WBAA Spark UDF

Introduction

This projects contains an example Scala UDF function, for use in PySpark.

Why use a Scala UDF?

Native Spark UDFs written in Python are slow, because they have to be executed in a Python process, rather than a JVM-based Spark Executor. For a Spark Executor to run a Python UDF, it must:

  • send data from the partition over to a Python process associated with the Executor, and
  • wait for the Python process to deserialize the data, run the UDF on it, reserialize the data, and send it back.

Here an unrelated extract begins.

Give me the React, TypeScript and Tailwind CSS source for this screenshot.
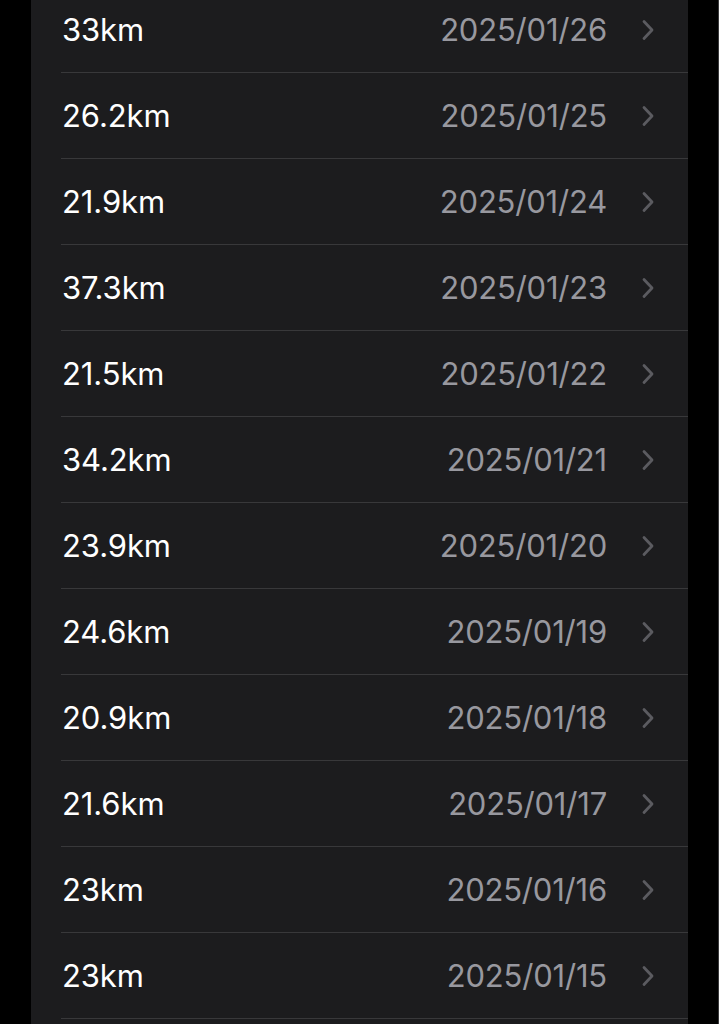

By contrast, a Spark Scala UDF, whether written in Scala or Java, can be executed in the Executor JVM, even if the DataFrame logic is in Python.

Building

To build the jar file, use this command:

$ sbt clean assembly

That command will download the dependencies (if they haven't already been downloaded), compile the code, run the unit tests, and create a jar files for Scala 2.11. That jars will be:

  • Scala 2.11: target/scala-2.11/spark-udf-assembly-0.2.0.jar

Using UDF in Spark

You can now register the UDF in Spark with the following line:

spark.udf.registerJavaFunction("ValidateIBAN", "com.ing.wbaa.spark.udf.ValidateIBAN", T.BooleanType())

You can now use the function as you would any other function:

spark.sql("""SELECT ValidateIBAN('NL20INGB0001234567')""").show()